_Set problem_
Return the data exactly, with all pictures removed.

Start of Source material

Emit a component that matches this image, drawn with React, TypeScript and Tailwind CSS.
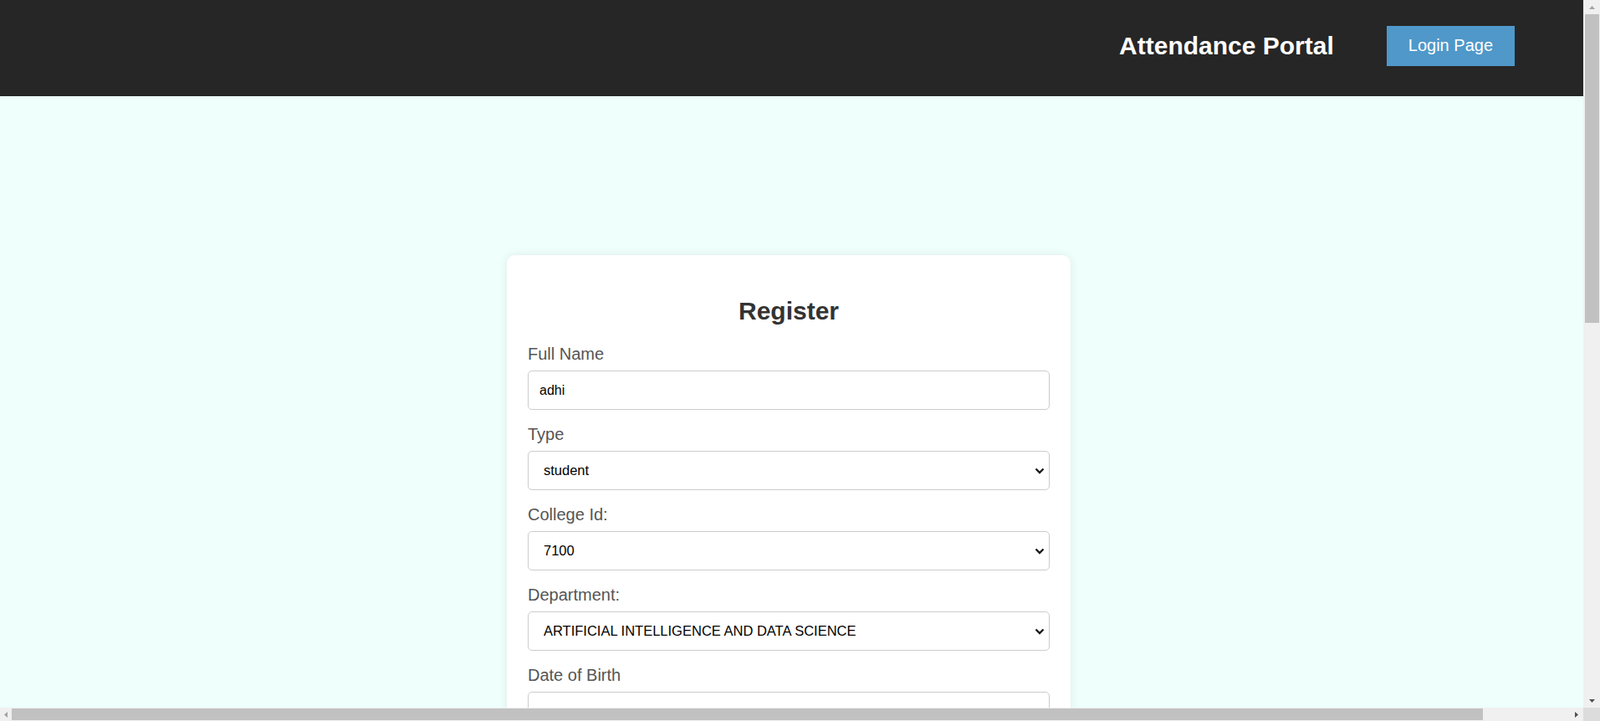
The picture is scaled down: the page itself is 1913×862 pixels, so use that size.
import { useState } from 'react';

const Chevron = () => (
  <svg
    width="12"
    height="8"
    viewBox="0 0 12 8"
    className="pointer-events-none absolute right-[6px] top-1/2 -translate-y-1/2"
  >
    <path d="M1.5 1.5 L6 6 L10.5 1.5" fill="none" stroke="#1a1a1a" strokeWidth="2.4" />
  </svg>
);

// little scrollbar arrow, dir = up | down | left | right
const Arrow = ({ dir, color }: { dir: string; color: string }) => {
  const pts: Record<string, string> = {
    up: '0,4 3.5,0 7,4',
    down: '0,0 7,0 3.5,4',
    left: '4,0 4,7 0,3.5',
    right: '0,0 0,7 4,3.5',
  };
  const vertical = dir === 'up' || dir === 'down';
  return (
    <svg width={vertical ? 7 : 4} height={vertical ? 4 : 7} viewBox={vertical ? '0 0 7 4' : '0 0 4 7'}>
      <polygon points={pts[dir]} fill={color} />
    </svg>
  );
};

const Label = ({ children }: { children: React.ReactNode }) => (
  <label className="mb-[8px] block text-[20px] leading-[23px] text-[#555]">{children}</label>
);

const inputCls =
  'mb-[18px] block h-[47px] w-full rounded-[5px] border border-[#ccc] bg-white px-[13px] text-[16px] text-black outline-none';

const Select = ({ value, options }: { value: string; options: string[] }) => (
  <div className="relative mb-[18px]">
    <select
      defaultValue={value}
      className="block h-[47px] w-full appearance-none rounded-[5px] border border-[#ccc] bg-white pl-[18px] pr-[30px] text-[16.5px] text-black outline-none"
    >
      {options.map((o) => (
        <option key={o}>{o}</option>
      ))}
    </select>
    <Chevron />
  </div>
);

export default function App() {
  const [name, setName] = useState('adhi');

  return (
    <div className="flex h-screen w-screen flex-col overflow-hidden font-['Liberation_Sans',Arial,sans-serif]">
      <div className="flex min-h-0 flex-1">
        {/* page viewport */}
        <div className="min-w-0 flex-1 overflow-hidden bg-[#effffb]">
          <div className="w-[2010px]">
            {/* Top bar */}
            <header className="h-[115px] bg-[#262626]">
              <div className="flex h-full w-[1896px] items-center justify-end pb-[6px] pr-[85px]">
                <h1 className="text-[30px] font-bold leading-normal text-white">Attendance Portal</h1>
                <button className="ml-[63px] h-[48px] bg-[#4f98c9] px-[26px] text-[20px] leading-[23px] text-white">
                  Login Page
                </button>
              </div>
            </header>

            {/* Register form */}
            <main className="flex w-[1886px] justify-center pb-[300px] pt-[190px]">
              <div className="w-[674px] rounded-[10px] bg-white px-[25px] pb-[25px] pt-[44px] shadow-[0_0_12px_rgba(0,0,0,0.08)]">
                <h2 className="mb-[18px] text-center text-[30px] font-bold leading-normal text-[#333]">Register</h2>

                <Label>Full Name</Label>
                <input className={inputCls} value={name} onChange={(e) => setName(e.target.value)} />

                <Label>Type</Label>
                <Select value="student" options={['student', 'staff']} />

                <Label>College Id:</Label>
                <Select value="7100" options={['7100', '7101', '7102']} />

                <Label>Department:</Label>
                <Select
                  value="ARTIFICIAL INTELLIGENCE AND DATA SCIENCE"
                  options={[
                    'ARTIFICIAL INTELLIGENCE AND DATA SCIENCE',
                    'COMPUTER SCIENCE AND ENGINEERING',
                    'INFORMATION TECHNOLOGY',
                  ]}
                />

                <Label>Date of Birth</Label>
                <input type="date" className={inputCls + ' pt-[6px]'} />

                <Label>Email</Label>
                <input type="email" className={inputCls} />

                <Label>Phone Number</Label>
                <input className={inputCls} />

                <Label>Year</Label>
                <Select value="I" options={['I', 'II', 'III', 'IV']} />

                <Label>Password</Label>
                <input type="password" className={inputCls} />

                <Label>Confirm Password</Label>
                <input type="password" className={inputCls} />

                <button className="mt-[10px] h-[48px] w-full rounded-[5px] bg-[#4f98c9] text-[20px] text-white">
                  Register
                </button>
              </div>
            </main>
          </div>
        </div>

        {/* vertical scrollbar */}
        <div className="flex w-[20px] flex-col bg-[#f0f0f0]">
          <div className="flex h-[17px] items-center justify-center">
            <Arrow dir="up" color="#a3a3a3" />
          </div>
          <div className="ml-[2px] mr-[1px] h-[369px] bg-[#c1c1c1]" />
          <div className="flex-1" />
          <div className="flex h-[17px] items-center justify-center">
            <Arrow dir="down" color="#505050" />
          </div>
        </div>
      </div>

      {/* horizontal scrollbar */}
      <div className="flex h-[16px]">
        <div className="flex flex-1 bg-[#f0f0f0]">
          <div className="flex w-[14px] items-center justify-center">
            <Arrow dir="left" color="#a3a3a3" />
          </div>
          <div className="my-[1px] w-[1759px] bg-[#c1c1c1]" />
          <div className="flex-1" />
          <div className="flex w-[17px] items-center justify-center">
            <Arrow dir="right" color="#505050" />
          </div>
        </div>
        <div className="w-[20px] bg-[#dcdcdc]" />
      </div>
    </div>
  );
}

End of Source material

_Answer for this exercise_
Emit a component that matches this image, drawn with React, TypeScript and Tailwind CSS.
The picture is scaled down: the page itself is 1913×862 pixels, so use that size.
import { useState } from 'react';

const Chevron = () => (
  <svg
    width="12"
    height="8"
    viewBox="0 0 12 8"
    className="pointer-events-none absolute right-[6px] top-1/2 -translate-y-1/2"
  >
    <path d="M1.5 1.5 L6 6 L10.5 1.5" fill="none" stroke="#1a1a1a" strokeWidth="2.4" />
  </svg>
);

// little scrollbar arrow, dir = up | down | left | right
const Arrow = ({ dir, color }: { dir: string; color: string }) => {
  const pts: Record<string, string> = {
    up: '0,4 3.5,0 7,4',
    down: '0,0 7,0 3.5,4',
    left: '4,0 4,7 0,3.5',
    right: '0,0 0,7 4,3.5',
  };
  const vertical = dir === 'up' || dir === 'down';
  return (
    <svg width={vertical ? 7 : 4} height={vertical ? 4 : 7} viewBox={vertical ? '0 0 7 4' : '0 0 4 7'}>
      <polygon points={pts[dir]} fill={color} />
    </svg>
  );
};

const Label = ({ children }: { children: React.ReactNode }) => (
  <label className="mb-[8px] block text-[20px] leading-[23px] text-[#555]">{children}</label>
);

const inputCls =
  'mb-[18px] block h-[47px] w-full rounded-[5px] border border-[#ccc] bg-white px-[13px] text-[16px] text-black outline-none';

const Select = ({ value, options }: { value: string; options: string[] }) => (
  <div className="relative mb-[18px]">
    <select
      defaultValue={value}
      className="block h-[47px] w-full appearance-none rounded-[5px] border border-[#ccc] bg-white pl-[18px] pr-[30px] text-[16.5px] text-black outline-none"
    >
      {options.map((o) => (
        <option key={o}>{o}</option>
      ))}
    </select>
    <Chevron />
  </div>
);

export default function App() {
  const [name, setName] = useState('adhi');

  return (
    <div className="flex h-screen w-screen flex-col overflow-hidden font-['Liberation_Sans',Arial,sans-serif]">
      <div className="flex min-h-0 flex-1">
        {/* page viewport */}
        <div className="min-w-0 flex-1 overflow-hidden bg-[#effffb]">
          <div className="w-[2010px]">
            {/* Top bar */}
            <header className="h-[115px] bg-[#262626]">
              <div className="flex h-full w-[1896px] items-center justify-end pb-[6px] pr-[85px]">
                <h1 className="text-[30px] font-bold leading-normal text-white">Attendance Portal</h1>
                <button className="ml-[63px] h-[48px] bg-[#4f98c9] px-[26px] text-[20px] leading-[23px] text-white">
                  Login Page
                </button>
              </div>
            </header>

            {/* Register form */}
            <main className="flex w-[1886px] justify-center pb-[300px] pt-[190px]">
              <div className="w-[674px] rounded-[10px] bg-white px-[25px] pb-[25px] pt-[44px] shadow-[0_0_12px_rgba(0,0,0,0.08)]">
                <h2 className="mb-[18px] text-center text-[30px] font-bold leading-normal text-[#333]">Register</h2>

                <Label>Full Name</Label>
                <input className={inputCls} value={name} onChange={(e) => setName(e.target.value)} />

                <Label>Type</Label>
                <Select value="student" options={['student', 'staff']} />

                <Label>College Id:</Label>
                <Select value="7100" options={['7100', '7101', '7102']} />

                <Label>Department:</Label>
                <Select
                  value="ARTIFICIAL INTELLIGENCE AND DATA SCIENCE"
                  options={[
                    'ARTIFICIAL INTELLIGENCE AND DATA SCIENCE',
                    'COMPUTER SCIENCE AND ENGINEERING',
                    'INFORMATION TECHNOLOGY',
                  ]}
                />

                <Label>Date of Birth</Label>
                <input type="date" className={inputCls + ' pt-[6px]'} />

                <Label>Email</Label>
                <input type="email" className={inputCls} />

                <Label>Phone Number</Label>
                <input className={inputCls} />

                <Label>Year</Label>
                <Select value="I" options={['I', 'II', 'III', 'IV']} />

                <Label>Password</Label>
                <input type="password" className={inputCls} />

                <Label>Confirm Password</Label>
                <input type="password" className={inputCls} />

                <button className="mt-[10px] h-[48px] w-full rounded-[5px] bg-[#4f98c9] text-[20px] text-white">
                  Register
                </button>
              </div>
            </main>
          </div>
        </div>

        {/* vertical scrollbar */}
        <div className="flex w-[20px] flex-col bg-[#f0f0f0]">
          <div className="flex h-[17px] items-center justify-center">
            <Arrow dir="up" color="#a3a3a3" />
          </div>
          <div className="ml-[2px] mr-[1px] h-[369px] bg-[#c1c1c1]" />
          <div className="flex-1" />
          <div className="flex h-[17px] items-center justify-center">
            <Arrow dir="down" color="#505050" />
          </div>
        </div>
      </div>

      {/* horizontal scrollbar */}
      <div className="flex h-[16px]">
        <div className="flex flex-1 bg-[#f0f0f0]">
          <div className="flex w-[14px] items-center justify-center">
            <Arrow dir="left" color="#a3a3a3" />
          </div>
          <div className="my-[1px] w-[1759px] bg-[#c1c1c1]" />
          <div className="flex-1" />
          <div className="flex w-[17px] items-center justify-center">
            <Arrow dir="right" color="#505050" />
          </div>
        </div>
        <div className="w-[20px] bg-[#dcdcdc]" />
      </div>
    </div>
  );
}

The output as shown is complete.